Are brands still missing a trick with long-form content?

February 6th, 2018

Have you ever heard of Julia McCoy? If not you should have. She is clearly a very impressive individual who has overcome significant difficulties to become the CEO of a content creation company aged just 25. Her company is thriving too notching up over $4 million in revenue last year.

In many ways the business model powering her company, ExpressWriters, is not a million miles away from many agencies both in the UK and across the globe, but what differentiates Julia from many others is her passionate belief in long-form content.

She advocates consistently creating content on as weekly basis. However, as McCoy told Forbes that’s one long-form content piece (2,500 word) per week.

It is a tad ironic that in an age where so much focus is placed on video, as well as podcasting, that for Julia and others too that words, and lots of them, should be the key to content marketing success. In some ways it flies against established notions of content. We don’t want to read large chunks of content on our mobiles apparently. Also for many journalists, especially those brought up in the print age and a maxim of not wasting a word, creating large amounts of content for its own sake seems to go against their instincts.

Nevertheless the evidence continues to grow that long-form is a highly effective way of not just attracting audiences, but also turning them into partners and customers.
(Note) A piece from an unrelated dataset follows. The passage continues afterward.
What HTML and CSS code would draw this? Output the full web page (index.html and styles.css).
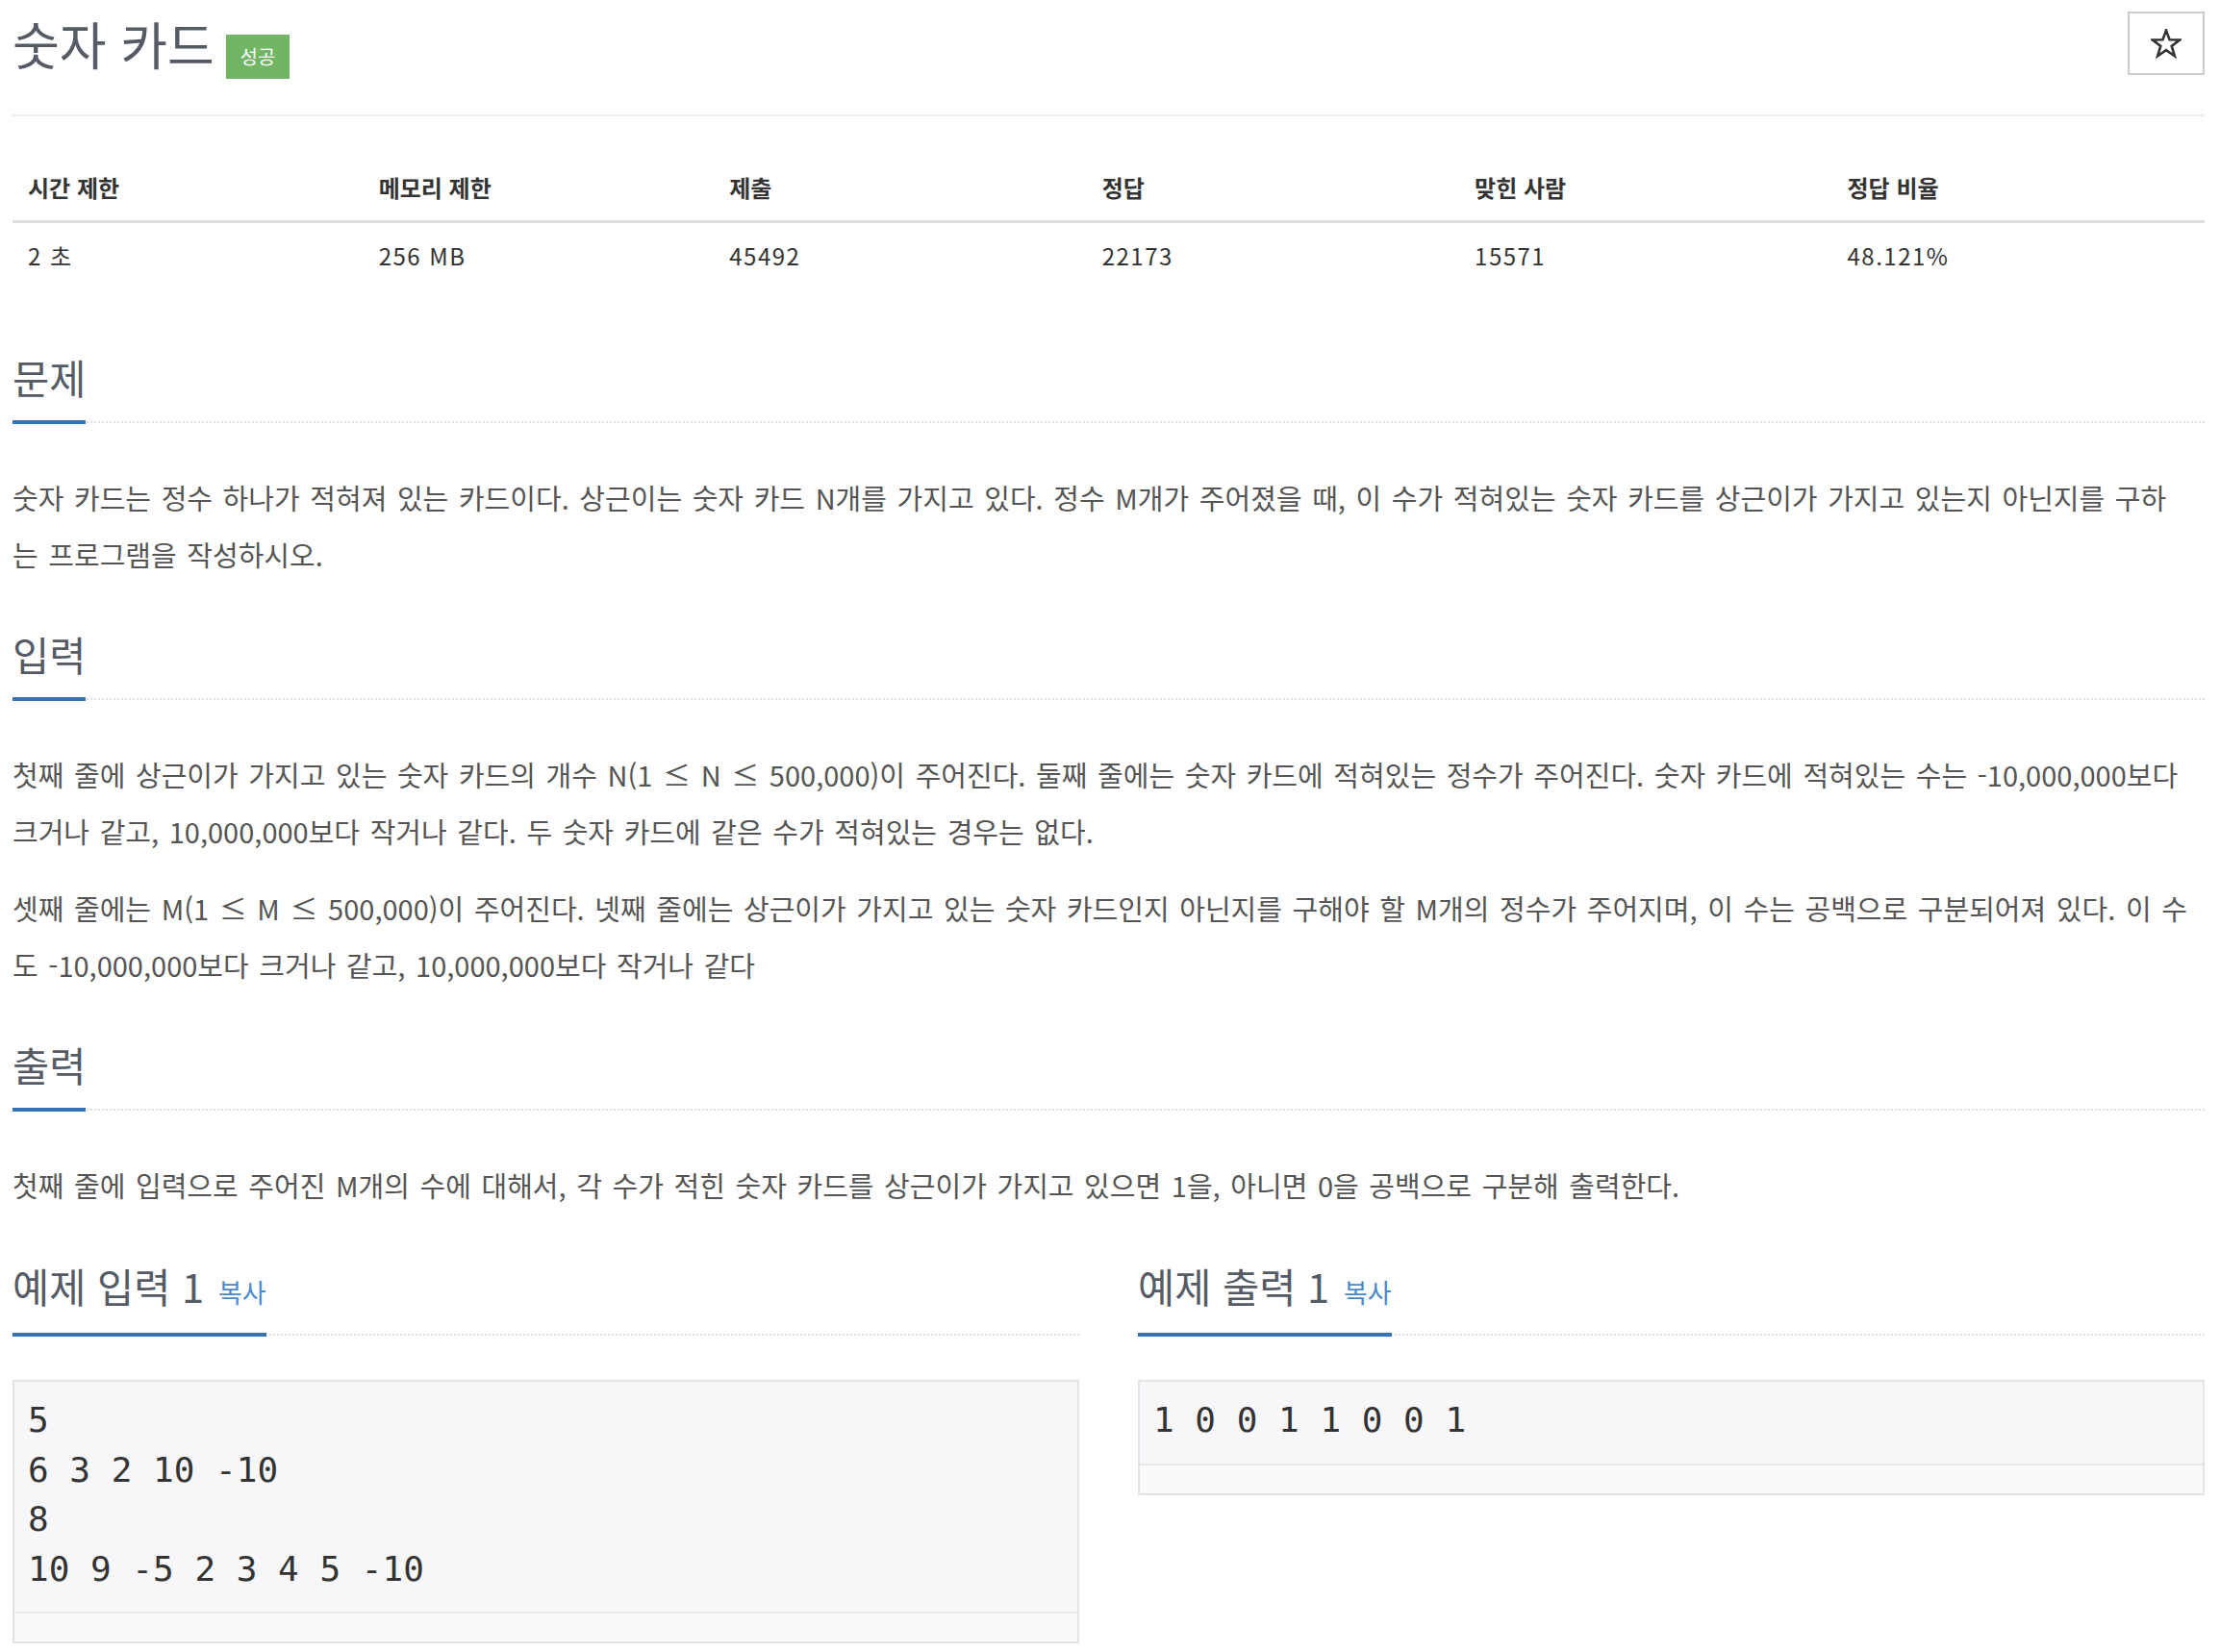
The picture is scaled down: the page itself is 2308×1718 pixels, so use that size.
FILE: index.html
```html
<!DOCTYPE html>
<html lang="ko">
<head>
<meta charset="utf-8">
<title>숫자 카드</title>
<link rel="stylesheet" href="styles.css">
</head>
<body>
<div class="page">
  <div class="page-header">
    <h1 class="title"><span class="title-text">숫자 카드</span><span class="badge">성공</span></h1>
    <button class="star-btn" type="button" aria-label="즐겨찾기">
      <svg width="32" height="31" viewBox="0 0 32 31"><polygon points="16,1.5 19.5,11.2 30.2,11.4 21.7,17.9 24.8,28.2 16,22.1 7.2,28.2 10.3,17.9 1.8,11.4 12.5,11.2" fill="none" stroke="#333" stroke-width="2.6" stroke-linejoin="miter"/></svg>
    </button>
  </div>

  <table class="info">
    <thead>
      <tr><th class="c16">시간 제한</th><th class="c16">메모리 제한</th><th class="c17">제출</th><th class="c17">정답</th><th class="c17">맞힌 사람</th><th class="c17">정답 비율</th></tr>
    </thead>
    <tbody>
      <tr><td>2 초</td><td>256 MB</td><td>45492</td><td>22173</td><td>15571</td><td>48.121%</td></tr>
    </tbody>
  </table>

  <section class="section">
    <div class="headline"><h2>문제</h2></div>
    <p>숫자 카드는 정수 하나가 적혀져 있는 카드이다. 상근이는 숫자 카드 N개를 가지고 있다. 정수 M개가 주어졌을 때, 이 수가 적혀있는 숫자 카드를 상근이가 가지고 있는지 아닌지를 구하<br>는 프로그램을 작성하시오.</p>
  </section>

  <section class="section">
    <div class="headline"><h2>입력</h2></div>
    <p>첫째 줄에 상근이가 가지고 있는 숫자 카드의 개수 N(1 ≤ N ≤ 500,000)이 주어진다. 둘째 줄에는 숫자 카드에 적혀있는 정수가 주어진다. 숫자 카드에 적혀있는 수는 -10,000,000보다<br>크거나 같고, 10,000,000보다 작거나 같다. 두 숫자 카드에 같은 수가 적혀있는 경우는 없다.</p>
    <p>셋째 줄에는 M(1 ≤ M ≤ 500,000)이 주어진다. 넷째 줄에는 상근이가 가지고 있는 숫자 카드인지 아닌지를 구해야 할 M개의 정수가 주어지며, 이 수는 공백으로 구분되어져 있다. 이 수<br>도 -10,000,000보다 크거나 같고, 10,000,000보다 작거나 같다</p>
  </section>

  <section class="section">
    <div class="headline"><h2>출력</h2></div>
    <p>첫째 줄에 입력으로 주어진 M개의 수에 대해서, 각 수가 적힌 숫자 카드를 상근이가 가지고 있으면 1을, 아니면 0을 공백으로 구분해 출력한다.</p>
  </section>

  <div class="samples">
    <section class="sample">
      <div class="headline"><h2>예제 입력 1<button class="copy" type="button">복사</button></h2></div>
      <div class="sample-box">
<pre>5
6 3 2 10 -10
8
10 9 -5 2 3 4 5 -10</pre>
        <div class="scrollbar"></div>
      </div>
    </section>
    <section class="sample">
      <div class="headline"><h2>예제 출력 1<button class="copy" type="button">복사</button></h2></div>
      <div class="sample-box">
<pre>1 0 0 1 1 0 0 1</pre>
        <div class="scrollbar"></div>
      </div>
    </section>
  </div>
</div>
</body>
</html>
```

FILE: styles.css
```css
html, body {
  margin: 0;
  padding: 0;
  background: #ffffff;
}

body {
  font-family: "Noto Sans CJK KR", "Noto Sans", sans-serif;
  color: #555555;
}

.page {
  padding: 0 16px 0 13px;
}

/* ---------- header ---------- */
.page-header {
  height: 121px;
  box-sizing: border-box;
  padding-top: 12px;
  border-bottom: 2px solid #eeeeee;
  display: flex;
  justify-content: space-between;
  align-items: flex-start;
}

.title {
  margin: 2px 0 0;
  display: flex;
  align-items: flex-start;
  font-size: 53px;
  line-height: 62px;
  font-weight: 400;
  color: #555b65;
}

.badge {
  margin: 22px 0 0 12px;
  width: 66px;
  height: 46px;
  display: flex;
  align-items: center;
  justify-content: center;
  background: #72b564;
  color: #ffffff;
  font-size: 20px;
  line-height: 1;
}

.star-btn {
  width: 80px;
  height: 66px;
  box-sizing: border-box;
  border: 2px solid #cccccc;
  border-radius: 0;
  background: #ffffff;
  padding: 0;
  display: flex;
  align-items: center;
  justify-content: center;
}

/* ---------- info table ---------- */
.info {
  width: 100%;
  border-collapse: collapse;
  margin: 40px 0 70px;
  font-size: 24px;
  line-height: 30px;
  color: #333333;
}

.info th,
.info td {
  text-align: left;
  padding: 19px 8px 19px 16px;
}

.info th {
  font-weight: 700;
  border-bottom: 3px solid #dddddd;
}

.info td {
  letter-spacing: 1.5px;
}

.info .c16 { width: 16%; }
.info .c17 { width: 17%; }

/* ---------- sections ---------- */
.section + .section {
  margin-top: 52px;
}

.headline {
  display: flex;
  border-bottom: 2px dotted #dedede;
  margin-bottom: 48px;
}

.headline h2 {
  margin: 0 0 -3px;
  padding: 0 0 23px;
  font-size: 41.5px;
  line-height: 44px;
  font-weight: 400;
  color: #555b65;
  border-bottom: 4px solid #3574b8;
}

.section p {
  margin: 0 0 21px;
  font-size: 29px;
  line-height: 59px;
  word-spacing: 2.5px;
  color: #555555;
}

.copy {
  margin-left: 15px;
  padding: 0;
  border: 0;
  background: none;
  font-family: "Noto Sans CJK KR", "Noto Sans", sans-serif;
  font-size: 27px;
  color: #4a89cb;
}

/* ---------- samples ---------- */
.samples {
  margin-top: 53px;
  display: grid;
  grid-template-columns: 1fr 1fr;
  column-gap: 61px;
  align-items: start;
}

.sample .headline {
  margin-bottom: 46px;
}

.sample-box {
  border: 2px solid #e3e3e8;
  background: #f7f7f9;
}

.sample-box pre {
  margin: 0;
  padding: 14px 14px 19px;
  font-family: "DejaVu Sans Mono", "Liberation Mono", monospace;
  font-size: 36px;
  line-height: 51.5px;
  color: #333333;
}

.scrollbar {
  height: 31px;
  box-sizing: border-box;
  border-top: 2px solid #e8e8e8;
  background: #fafafa;
}
```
In mainstream media it has arguably powered the renaissance in subscriptions and membership of both The New York Times and The Guardian for example, and is a staple in business titles.
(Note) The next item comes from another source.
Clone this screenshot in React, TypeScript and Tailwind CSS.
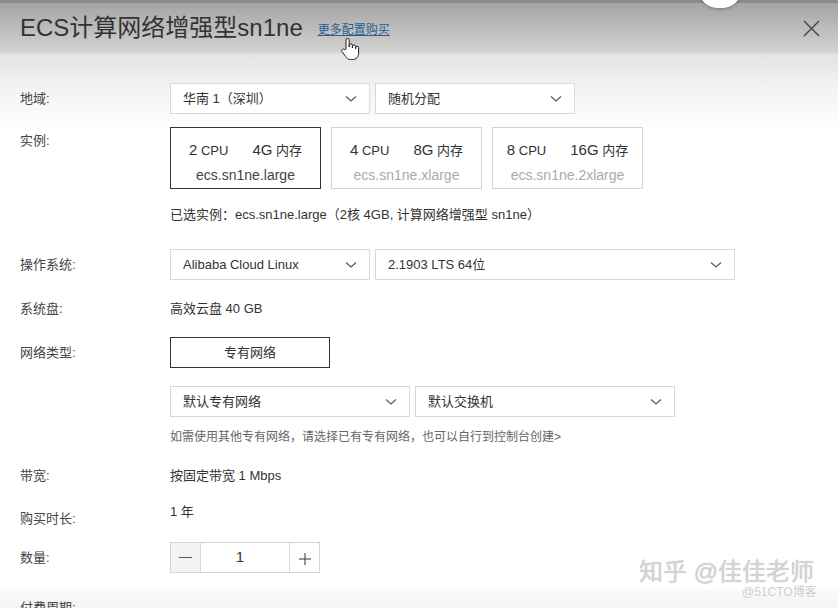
import React from "react";

const font = { fontFamily: '"Liberation Sans", "Noto Sans CJK SC", sans-serif' };

function Chevron() {
  return (
    <svg width="12" height="8" viewBox="0 0 12 8" className="shrink-0">
      <polyline points="1,1.5 6,6 11,1.5" fill="none" stroke="#555" strokeWidth="1.1" />
    </svg>
  );
}

function Select({ text, w }: { text: string; w: string }) {
  return (
    <div className={`${w} h-[31px] bg-white border border-[#d9d9d9] flex items-center justify-between pl-[12px] pr-[12px] text-[13px] text-[#333]`}>
      <span>{text}</span>
      <Chevron />
    </div>
  );
}

function Label({ children, className = "" }: { children: React.ReactNode; className?: string }) {
  return <div className={`w-[150px] shrink-0 text-[13px] leading-[20px] text-[#444] ${className}`}>{children}</div>;
}

function Card({ cpu, mem, name, selected }: { cpu: string; mem: string; name: string; selected?: boolean }) {
  return (
    <div
      className={`w-[151px] h-[62px] flex flex-col items-center pt-[12px] border ${
        selected ? "border-[#333]" : "border-[#d4d4d4]"
      } bg-white`}
    >
      <div className="flex items-baseline gap-[24px] text-[#333] leading-[20px]">
        <span>
          <span className="text-[15px]">{cpu}</span>
          <span className="text-[13px]"> CPU</span>
        </span>
        <span>
          <span className="text-[15px]">{mem}</span>
          <span className="text-[13px]"> 内存</span>
        </span>
      </div>
      <div className={`text-[14px] leading-[20px] mt-[4px] ${selected ? "text-[#444]" : "text-[#aaa]"}`}>{name}</div>
    </div>
  );
}

export default function App() {
  return (
    <div className="relative w-[838px] h-[608px] overflow-hidden bg-white" style={font}>
      {/* header */}
      <div className="relative h-[54px] border-t-[3px] border-[#8c8c8c] bg-[linear-gradient(to_bottom,#a4a4a4,#d4d4d4)] border-b border-b-[#dedede] flex items-center pl-[20px]">
        <div className="text-[24px] text-[#333] leading-[30px] -mt-[1px]">ECS计算网络增强型sn1ne</div>
        <a className="ml-[15px] mt-[3px] text-[12px] text-[#2a5d8c] underline leading-[16px]">更多配置购买</a>
        <div className="absolute right-[18px] top-[17px]">
          <svg width="17" height="17" viewBox="0 0 17 17">
            <line x1="1" y1="1" x2="16" y2="16" stroke="#444" strokeWidth="1.4" />
            <line x1="16" y1="1" x2="1" y2="16" stroke="#444" strokeWidth="1.4" />
          </svg>
        </div>
      </div>

      {/* decorative top circle */}
      <div className="absolute left-[698px] top-[-32px] w-[44px] h-[40px] rounded-full bg-white shadow-[0_1px_3px_rgba(0,0,0,0.3)]" />

      {/* cursor */}
      <div className="absolute left-[340px] top-[37px]">
        <svg width="22" height="24" viewBox="0 0 22 24">
          <path
            d="M6 12 V3 a1.6 1.6 0 0 1 3.2 0 V10 V8.5 a1.6 1.6 0 0 1 3.2 0 V11 V9.5 a1.6 1.6 0 0 1 3.2 0 V12 V10.8 a1.5 1.5 0 0 1 3 0 V16 c0 4 -2.5 6.5 -6 6.5 h-2 c-2.5 0 -3.8 -1.2 -5 -3 L2 14.5 a1.5 1.5 0 0 1 2.4 -1.8 Z"
            fill="#fff"
            stroke="#222"
            strokeWidth="1"
            strokeLinejoin="round"
          />
        </svg>
      </div>

      {/* body */}
      <div className="bg-[linear-gradient(to_bottom,#e3e3e3_0px,#f3f3f3_35px,#ffffff_75px)] pt-[29px] pl-[20px]">
        {/* 地域 */}
        <div className="flex items-center">
          <Label>地域:</Label>
          <div className="flex gap-[5px]">
            <Select text="华南 1（深圳）" w="w-[200px]" />
            <Select text="随机分配" w="w-[200px]" />
          </div>
        </div>

        {/* 实例 */}
        <div className="flex mt-[13px]">
          <Label className="pt-[4px]">实例:</Label>
          <div className="flex gap-[10px]">
            <Card cpu="2" mem="4G" name="ecs.sn1ne.large" selected />
            <Card cpu="4" mem="8G" name="ecs.sn1ne.xlarge" />
            <Card cpu="8" mem="16G" name="ecs.sn1ne.2xlarge" />
          </div>
        </div>
        <div className="flex mt-[16px]">
          <Label> </Label>
          <div className="text-[13px] leading-[20px] text-[#333]">已选实例：ecs.sn1ne.large（2核 4GB, 计算网络增强型 sn1ne）</div>
        </div>

        {/* 操作系统 */}
        <div className="flex items-center mt-[24px]">
          <Label>操作系统:</Label>
          <div className="flex gap-[5px]">
            <Select text="Alibaba Cloud Linux" w="w-[200px]" />
            <Select text="2.1903 LTS 64位" w="w-[360px]" />
          </div>
        </div>

        {/* 系统盘 */}
        <div className="flex mt-[19px]">
          <Label>系统盘:</Label>
          <div className="text-[13px] leading-[20px] text-[#333]">高效云盘 40 GB</div>
        </div>

        {/* 网络类型 */}
        <div className="flex items-center mt-[18px]">
          <Label>网络类型:</Label>
          <div className="w-[160px] h-[31px] border border-[#333] bg-white flex items-center justify-center text-[13px] text-[#333]">
            专有网络
          </div>
        </div>
        <div className="flex mt-[18px]">
          <Label> </Label>
          <div className="flex gap-[5px]">
            <Select text="默认专有网络" w="w-[240px]" />
            <Select text="默认交换机" w="w-[260px]" />
          </div>
        </div>
        <div className="flex mt-[11px]">
          <Label> </Label>
          <div className="text-[12px] leading-[18px] text-[#666]">
            如需使用其他专有网络，请选择已有专有网络，也可以自行到控制台创建&gt;
          </div>
        </div>

        {/* 带宽 */}
        <div className="flex mt-[20px]">
          <Label>带宽:</Label>
          <div className="text-[13px] leading-[20px] text-[#333]">按固定带宽 1 Mbps</div>
        </div>

        {/* 购买时长 */}
        <div className="flex mt-[16px]">
          <Label className="pt-[7px]">购买时长:</Label>
          <div className="text-[13px] leading-[20px] text-[#333]">1 年</div>
        </div>

        {/* 数量 */}
        <div className="flex items-center mt-[13px]">
          <Label>数量:</Label>
          <div className="flex h-[31px] border border-[#d4d4d4] bg-white">
            <div className="w-[30px] bg-[#f3f3f3] border-r border-[#d9d9d9] flex items-center justify-center">
              <div className="w-[13px] h-[1.5px] bg-[#555]" />
            </div>
            <div className="w-[88px] flex items-start justify-center pt-[4px] pr-[10px] text-[15px] text-[#333] leading-[20px]">1</div>
            <div className="w-[30px] border-l border-[#d9d9d9] flex items-center justify-center pt-[3px]">
              <svg width="12" height="12" viewBox="0 0 12 12">
                <line x1="6" y1="0" x2="6" y2="12" stroke="#444" strokeWidth="1.1" />
                <line x1="0" y1="6" x2="12" y2="6" stroke="#444" strokeWidth="1.1" />
              </svg>
            </div>
          </div>
        </div>
      </div>

      {/* bottom band */}
      <div className="absolute left-0 right-0 top-[589px] h-[19px] bg-[linear-gradient(to_bottom,#fafafa,#f3f3f3)] pl-[20px]">
        <div className="text-[13px] leading-[20px] text-[#444] mt-[9px]">付费周期:</div>
      </div>

      {/* watermark */}
      <div className="absolute left-[639px] top-[557px] text-[24px] leading-[30px] text-[#d4d4d4] [text-shadow:0_0_1px_#bdbdbd]">
        知乎 @佳佳老师
      </div>
      <div className="absolute left-[742px] top-[584px] text-[12px] leading-[16px] text-[#cfcfcf]">@51CTO博客</div>
    </div>
  );
}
The secret sauce of Julia’s long-form content is that it is deeply rooted in content strategy and especially SEO. She stresses creating a customer persona to begin with and imagining the type of content that the person will engage with. And then, using tools like KWFinder and SEMrush, discovering low competition keywords that the content can address.

Then after the groundwork has been done it is done to the skill of the writer. Harnessing research, embedding keywords and writing  authoritatively in a post which they aim to be the last word on a particular subject is not an easy task. Getting the subject matter right is equally as important. The sweet spot is to answer readers’ questions on a subject in an evergreen way, yet is perhaps linked to something that is newsworthy, thereby attracting both current and future searches.

long-form content

There is still some discussion about Google’s attitude to long-form, but the consensus is that it likes and respects it. Just as important longer pieces of content seem much more likely to be shared on social media thereby bolstering SEO credentials through the back door too. Perhaps readers respect the amount of effort that has gone into producing content and are happy to salute that diligence via a share.

The other thing to remember about long-form content is that results aren’t always instantaneous. Publishers play a long game with it. As Julia suggests results should be considered over a two year period rather than a two month one.

So why then do so many brands feel agnostic about long-form? The key reasons are inevitably time and resources. It seem far more sensible to create a multitude of smaller chunks of content in the hope that one might attract lots of readers, rather that betting on one piece of content that has taken days, possibly weeks to produce. Yet those small chunks can easily be overlooked.

All premium content is time consuming, expensive and challenging especially video and podcasts, yet brands are very excited about both of those formats at the current time. Maybe words, and lots of them, are seen as a little old fashioned.

Ultimately long-form is one of a series of tactics that brands need to adopt to ensure that their owned media is perceived as authoritative and attracts significant search, and in some instances, social traffic. However it is the tactic that not enough brands are using and that could mean missing some very significant opportunities.